The locker is 36.6 L x 21.5 W x 10.0 H and weighs 124 lbs. on Earth.  On the far right is a column of connections with cables attached.  Those are the six (6) 110 VAC electrical power cords.  Three primary and 3 redundant.  On the top right, adjacent to the top power cord is a standard Ethernet port for networking.  The backup Ethernet port is in a similar location adjacent to the bottom power cord.  Its view is somewhat obscured. The red item pictured is the chilled water outlet connection point.  The chilled water inlet is the shiny right-angled piece of metal shown just above it.

The power and cooling situation provides some interesting “freebies” for operating a more powerful system. ISS has extensive solar arrays to provide the power, but these come in at 48 Volt DC that NASA provided 110 Volt inverters for. Inside the locker pictured above is a heat exchanger that connects to a standard chilled water loop in ISS that allows the systems to kick 75% of the heat to water. The warm air that blows over the heat exchanger is pushed into space.

(Click to enlarge) A different take on a rack. The structure of the server and its power and cooling units.

The system itself is running standard RHEL 6.8 across its benchmark suite and has features common to much larger supercomputers, including the Infiniband connections.  “We went with the 56Gb/s optical interconnect because we imagined with copper, we would get more of a reaction from the radiation and magnetic fields. We also eliminated the spinning rust—there is no traditional hard disk because it would be affected by the same conditions. On each node there are eight solid state disks; four of those are small but fast, the others are large but slow so we can see what effects there might be on one versus the other,” Fernandez explains.

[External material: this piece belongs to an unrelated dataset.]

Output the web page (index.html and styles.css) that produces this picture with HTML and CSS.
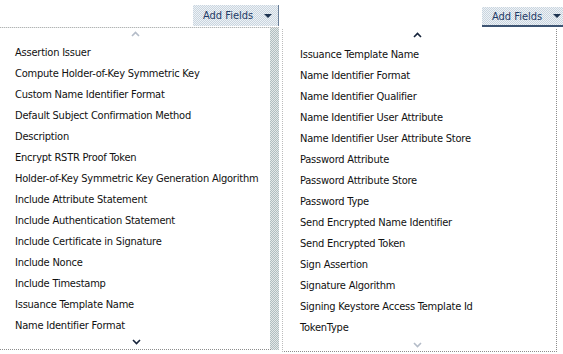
FILE: index.html
```html
<!DOCTYPE html>
<html lang="en">
<head>
    <meta charset="UTF-8">
    <title>Add Fields</title>
    <link rel="stylesheet" href="styles.css">
</head>
<body>
    <div class="panes">
        <div class="pane left">
            <div class="pane-head">
                <button class="add-button">Add Fields <span class="caret"></span></button>
            </div>
            <div class="field-list">
                <div class="scroll up faded">
                    <svg width="9" height="6" viewBox="0 0 9 6"><path d="M1 5 L4.5 1.5 L8 5" fill="none" stroke="currentColor" stroke-width="1.6"/></svg>
                </div>
                <div class="item">Assertion Issuer</div>
                <div class="item">Compute Holder-of-Key Symmetric Key</div>
                <div class="item">Custom Name Identifier Format</div>
                <div class="item">Default Subject Confirmation Method</div>
                <div class="item">Description</div>
                <div class="item">Encrypt RSTR Proof Token</div>
                <div class="item">Holder-of-Key Symmetric Key Generation Algorithm</div>
                <div class="item">Include Attribute Statement</div>
                <div class="item">Include Authentication Statement</div>
                <div class="item">Include Certificate in Signature</div>
                <div class="item">Include Nonce</div>
                <div class="item">Include Timestamp</div>
                <div class="item">Issuance Template Name</div>
                <div class="item">Name Identifier Format</div>
                <div class="scroll down">
                    <svg width="9" height="6" viewBox="0 0 9 6"><path d="M1 1 L4.5 4.5 L8 1" fill="none" stroke="currentColor" stroke-width="1.6"/></svg>
                </div>
            </div>
        </div>

        <div class="pane right">
            <div class="pane-head">
                <button class="add-button">Add Fields <span class="caret"></span></button>
            </div>
            <div class="field-list">
                <div class="scroll up">
                    <svg width="9" height="6" viewBox="0 0 9 6"><path d="M1 5 L4.5 1.5 L8 5" fill="none" stroke="currentColor" stroke-width="1.6"/></svg>
                </div>
                <div class="item">Issuance Template Name</div>
                <div class="item">Name Identifier Format</div>
                <div class="item">Name Identifier Qualifier</div>
                <div class="item">Name Identifier User Attribute</div>
                <div class="item">Name Identifier User Attribute Store</div>
                <div class="item">Password Attribute</div>
                <div class="item">Password Attribute Store</div>
                <div class="item">Password Type</div>
                <div class="item">Send Encrypted Name Identifier</div>
                <div class="item">Send Encrypted Token</div>
                <div class="item">Sign Assertion</div>
                <div class="item">Signature Algorithm</div>
                <div class="item">Signing Keystore Access Template Id</div>
                <div class="item">TokenType</div>
                <div class="scroll down faded">
                    <svg width="9" height="6" viewBox="0 0 9 6"><path d="M1 1 L4.5 4.5 L8 1" fill="none" stroke="currentColor" stroke-width="1.6"/></svg>
                </div>
            </div>
        </div>
    </div>
</body>
</html>
```

FILE: styles.css
```css
body {
    margin: 0;
    background-color: #fff;
    font-family: 'DejaVu Sans Condensed', 'Liberation Sans', sans-serif;
    font-size: 11px;
    color: #111;
}
.panes {
    display: flex;
    gap: 3px;
    width: 563px;
    height: 354px;
    overflow: hidden;
}
.pane {
    display: flex;
    flex-direction: column;
}
.pane.left {
    width: 279px;
}
.pane.right {
    width: 281px;
}
.pane-head {
    display: flex;
    justify-content: flex-end;
}
.left .pane-head {
    height: 27px;
}
.right .pane-head {
    height: 29px;
}
.add-button {
    display: flex;
    align-items: center;
    justify-content: space-between;
    height: 21px;
    padding: 0 6px 0 10px;
    border: none;
    background: repeating-conic-gradient(#c9d5df 0 25%, #eef2f6 0 50%) 0 0 / 2px 2px;
    color: #1e3a66;
    font-family: inherit;
    font-size: 11px;
}
.left .add-button {
    width: 86px;
    margin-top: 5px;
    border-right: 1px solid #6a7f99;
}
.right .add-button {
    width: 85px;
    height: 20px;
    margin-top: 7px;
    margin-right: -4px;
    border-bottom: 2px solid #3d5472;
}
.caret {
    width: 0;
    height: 0;
    border-left: 4px solid transparent;
    border-right: 4px solid transparent;
    border-top: 4px solid #1d3350;
}
.field-list {
    background-color: #fff;
}
/* white box with a dithered shadow strip down its right side */
.left .field-list {
    width: 279px;
    border-top: 1px dotted #b4b4b4;
    padding-left: 15px;
    padding-right: 9px;
    box-sizing: border-box;
    background:
        linear-gradient(#fff, #fff) left top / 270px 100% no-repeat,
        repeating-conic-gradient(#b0bec0 0 25%, #e4e9e9 0 50%) 0 0 / 2px 2px;
}
.left .field-list .scroll.down {
    border-bottom: 1px dotted #8c8c8c;
    margin-left: -15px;
    margin-right: -1px;
    padding-left: 15px;
}
.right .field-list {
    width: 275px;
    border-left: 1px dotted #bcbcbc;
    border-right: 1px dotted #8c8c8c;
    border-bottom: 1px dotted #8c8c8c;
    padding-left: 17px;
    box-sizing: border-box;
}
.item {
    height: 21px;
    line-height: 21px;
    white-space: nowrap;
    letter-spacing: -0.22px;
}
.scroll {
    display: flex;
    justify-content: center;
    color: #15233a;
    padding-right: 14px;
    box-sizing: border-box;
}
.scroll.faded {
    color: #b4bcc8;
}
.left .scroll.up {
    height: 14px;
    padding-top: 3px;
}
.right .scroll.up {
    height: 15px;
    padding-top: 3px;
}
.left .scroll.down {
    height: 14px;
    padding-top: 3px;
}
.right .scroll.down {
    height: 13px;
    padding-top: 4px;
}
.right .scroll.up,
.right .scroll.down {
    padding-right: 22px;
}
```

Overall, the miniature space supercomputer is capable of a teraflop of performance—an order of magnitude above anything that is aboard ISS currently. While it is far from a Top 500-class system (after all, this is just two nodes), Fernadez says he can see a future where they scale this to a large number of nodes for more ISS compute capability. The goal for now, however, is determine what (if any) effects real-world applications will suffer in terms of errors in particular.

“We are taking a macro look at hardening a system for space conditions. Traditional hardening looks at a specific type of radiation or magnetic field then analyzes the physics to see what components might be affected to guide the protection or build strategy,” Fernandez says. “There are many knobs to turn that we usually don’t touch in the BIOS, CPU speeds, memory, and turbo modes.” He adds that there are parallel systems at the company’s labs in Chippewa Falls, Wisconsin that are serving as the control group to compare HPL and other results with. The systems are running tests in 2.5 hour increments constantly and will continue for the next year.

Through the SGI acquisition, Hewlett Packard Enterprise has a longstanding, 30-year relationship with NASA. This relationship started the co-development of the world’s first IRIX single-system image in 1998. Along the way, we’ve achieved great milestones, including the co-development of one of the largest and fastest supercomputers, Columbia, a 10,240-processor supercluster that was named the second fastest supercomputer in the world on the 2004 Top500 list. Today, the Spaceborne Computer contains compute nodes of the same class as NASA’s premier supercomputer, Pleiades, currently ranked #9 in the world.

In terms of performance, there is no overclocking for these systems. “Sometimes in HPC we want these machines to run as fast as possible and we may not give the hardware time to do the error detection and correction we are looking for here. Considering the systems on-board the ISS now, we think even if we slow down these Apollo machines they will still be able to outperform any other on-board systems.”

“This is a baby step toward general purpose supercomputing on board,” Fernandez concludes. “We want these systems to run and not fail and consistently give the right answers. We are interested in performance time, which is why we will be running these machines on ISS 24/7, 365 days to see how far they go.”